On Fri, Jan 19, 2024 at 09:19:41AM +1100, Dave Chinner wrote:
> From: Dave Chinner <dchinner@redhat.com>
> 
> Now that we have the buffer cache using the folio API, we can extend
> the use of folios to allocate high order folios for multi-page
> buffers rather than an array of single pages that are then vmapped
> into a contiguous range.
> 
> This creates two types of buffers: single folio buffers that can
> have arbitrary order, and multi-folio buffers made up of many single
> page folios that get vmapped. The latter is essentially the existing
> code, so there are no logic changes to handle this case.
> 
> There are a few places where we iterate the folios on a buffer.

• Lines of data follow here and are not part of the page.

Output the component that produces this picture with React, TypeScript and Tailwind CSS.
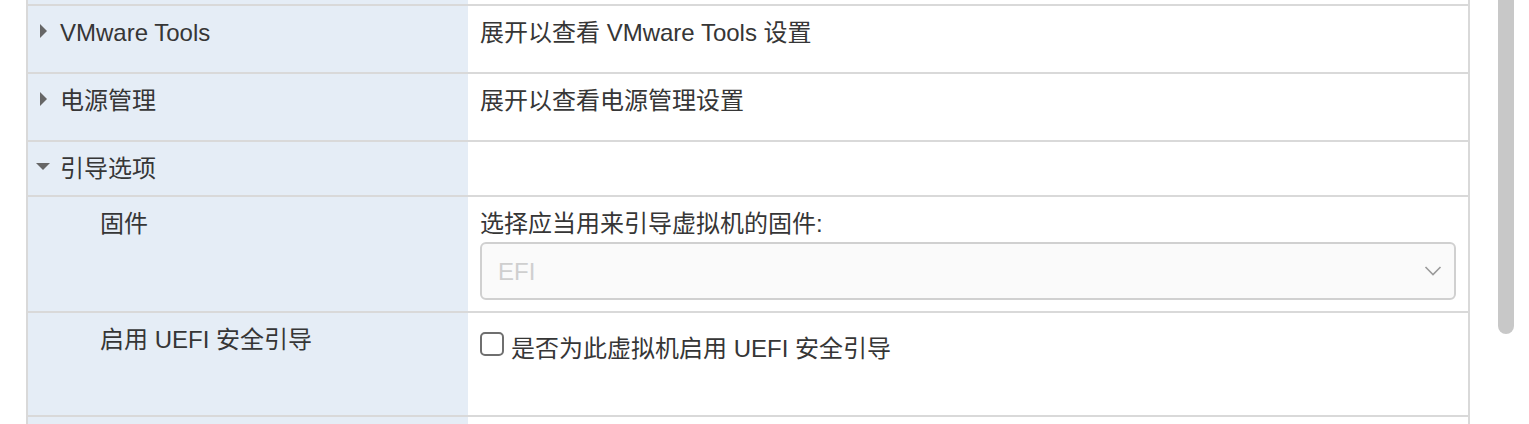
import React from 'react';

const FONT = "font-['Liberation_Sans','Noto_Sans_CJK_SC',sans-serif]";

const Caret: React.FC<{ open?: boolean }> = ({ open }) => (
    <span className="flex h-[29px] w-[14px] shrink-0 items-center justify-center">
        {open ? (
            <svg width="14" height="7" viewBox="0 0 14 7">
                <polygon points="0,0 14,0 7,7" fill="#666" />
            </svg>
        ) : (
            <svg width="7" height="14" viewBox="0 0 7 14">
                <polygon points="0,0 7,7 0,14" fill="#666" />
            </svg>
        )}
    </span>
);

interface RowProps {
    label: React.ReactNode;
    children?: React.ReactNode;
    className?: string;
}

const Row: React.FC<RowProps> = ({ label, children, className = '' }) => (
    <div className={`grid grid-cols-[440px_1fr] border-t-2 border-[#d9d9d9] ${className}`}>
        <div className="bg-[#e5edf6]">{label}</div>
        <div className="min-w-0">{children}</div>
    </div>
);

const GroupLabel: React.FC<{ text: string; open?: boolean }> = ({ text, open }) => (
    <div className="flex items-start gap-[10px] pl-[8px] pt-[10px]">
        <Caret open={open} />
        <span>{text}</span>
    </div>
);

const SubLabel: React.FC<{ text: string }> = ({ text }) => (
    <div className="pl-[72px] pt-[10px]">{text}</div>
);

export default function App() {
    return (
        <div className={`flex h-[424px] overflow-hidden bg-white text-[24px] leading-[33px] text-[#363636] ${FONT}`}>
            <div className="ml-[26px] w-[1444px] shrink-0 border-x-2 border-[#d9d9d9]">
                {/* tail of the previous row */}
                <div className="grid h-[4px] grid-cols-[440px_1fr]">
                    <div className="bg-[#e5edf6]" />
                    <div />
                </div>

                <Row className="h-[68px]" label={<GroupLabel text="VMware Tools" />}>
                    <div className="pl-[12px] pt-[10px]">展开以查看 VMware Tools 设置</div>
                </Row>

                <Row className="h-[68px]" label={<GroupLabel text="电源管理" />}>
                    <div className="pl-[12px] pt-[10px]">展开以查看电源管理设置</div>
                </Row>

                <Row className="h-[55px]" label={<GroupLabel text="引导选项" open />} />

                <Row className="h-[116px]" label={<SubLabel text="固件" />}>
                    <div className="pl-[12px] pr-[12px] pt-[10px]">
                        <div>选择应当用来引导虚拟机的固件:</div>
                        <div className="mt-[2px] flex h-[58px] items-center justify-between rounded-[6px] border-2 border-[#d0d0d0] bg-[#fafafa] pl-[16px] pr-[12px]">
                            <span className="text-[#cfcfcf]">EFI</span>
                            <svg width="18" height="12" viewBox="0 0 18 12" fill="none">
                                <path d="M1.5 2 L9 9.5 L16.5 2" stroke="#9a9a9a" strokeWidth="1.6" />
                            </svg>
                        </div>
                    </div>
                </Row>

                <Row className="h-[104px]" label={<SubLabel text="启用 UEFI 安全引导" />}>
                    <label className="flex items-start gap-[7px] pl-[12px] pt-[19px]">
                        <span className="h-[24px] w-[24px] shrink-0 rounded-[5px] border-2 border-[#6f6f6f] bg-white" />
                        <span>是否为此虚拟机启用 UEFI 安全引导</span>
                    </label>
                </Row>

                <Row className="h-[40px]" label={null} />
            </div>

            {/* scrollbar */}
            <div className="ml-[28px] w-[16px] shrink-0">
                <div className="h-[334px] rounded-b-[8px] bg-[#c8c8c8]" />
            </div>
        </div>
    );
}
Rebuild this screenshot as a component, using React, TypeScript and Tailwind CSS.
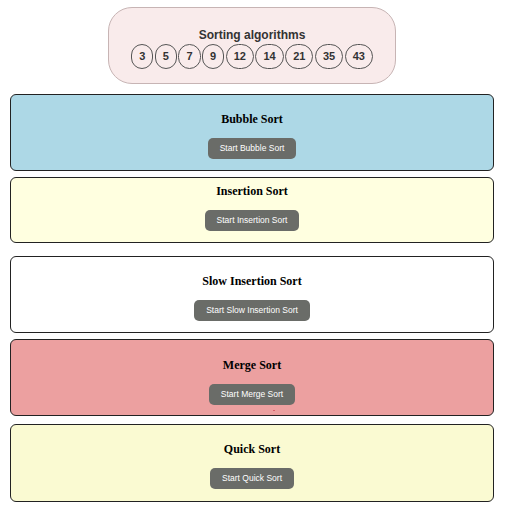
const numbers = [3, 5, 7, 9, 12, 14, 21, 35, 43];

type Algo = {
  name: string;
  bg: string;
  // spacing differs per card in the original page
  wrap: string;
};

const algos: Algo[] = [
  { name: "Bubble Sort", bg: "bg-[#add8e6]", wrap: "mt-[10px] h-[77px] pt-[16px]" },
  { name: "Insertion Sort", bg: "bg-[#ffffe0]", wrap: "mt-[6px] h-[66px] pt-[5px]" },
  { name: "Slow Insertion Sort", bg: "bg-white", wrap: "mt-[13px] h-[77px] pt-[16px]" },
  { name: "Merge Sort", bg: "bg-[#eca0a0]", wrap: "mt-[6px] h-[77px] pt-[17px]" },
  { name: "Quick Sort", bg: "bg-[#fafad2]", wrap: "mt-[8px] h-[78px] pt-[16px]" },
];

function Header() {
  return (
    <div className="mx-auto mt-[7px] flex w-fit flex-col items-center rounded-[24px] border border-[#c7b4b4] bg-[#f9ebeb] px-[22px] pt-[19px] pb-[14px]">
      <h1 className="font-['Liberation_Sans',Arial,sans-serif] text-[12px] leading-[16px] font-bold text-[#333]">
        Sorting algorithms
      </h1>
      <div className="mt-[1px] flex gap-[1.5px]">
        {numbers.map((n) => (
          <span
            key={n}
            className="flex h-[25px] items-center justify-center rounded-full border border-[#555] px-[7px] font-['Liberation_Sans',Arial,sans-serif] text-[11px] font-bold text-[#333]"
          >
            {n}
          </span>
        ))}
      </div>
    </div>
  );
}

function AlgoCard({ algo }: { algo: Algo }) {
  return (
    <section
      className={`relative ml-[10px] box-border flex w-[484px] flex-col items-center rounded-[6px] border border-[#222] ${algo.bg} ${algo.wrap}`}
    >
      <h2 className="font-['Liberation_Serif','Times_New_Roman',serif] text-[12px] leading-[16px] font-bold text-black">
        {algo.name}
      </h2>
      <button className="mt-[11px] h-[21px] rounded-[5px] bg-[#6a6c68] px-[12px] font-['Liberation_Sans',Arial,sans-serif] text-[8.5px] text-white">
        Start {algo.name}
      </button>
      {algo.name === "Merge Sort" && (
        <span className="absolute top-[70px] left-[262px] h-[1px] w-[2px] bg-[#d8606a]" />
      )}
    </section>
  );
}

export default function App() {
  return (
    <div className="w-[504px] bg-white pb-[12px]">
      <Header />
      {algos.map((algo) => (
        <AlgoCard key={algo.name} algo={algo} />
      ))}
    </div>
  );
}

> These need to be converted to handle the high order folio case.
> Luckily, this only occurs when bp->b_folio_count == 1, and the code
> for handling this case is just a simple application of the folio API
> to the operations that need to be performed.
> 
> The code that allocates buffers will optimistically attempt a high
> order folio allocation as a fast path. If this high order allocation
> fails, then we fall back to the existing multi-folio allocation
> code. This now forms the slow allocation path, and hopefully will be
> largely unused in normal conditions.
> 
> This should improve performance of large buffer operations (e.g.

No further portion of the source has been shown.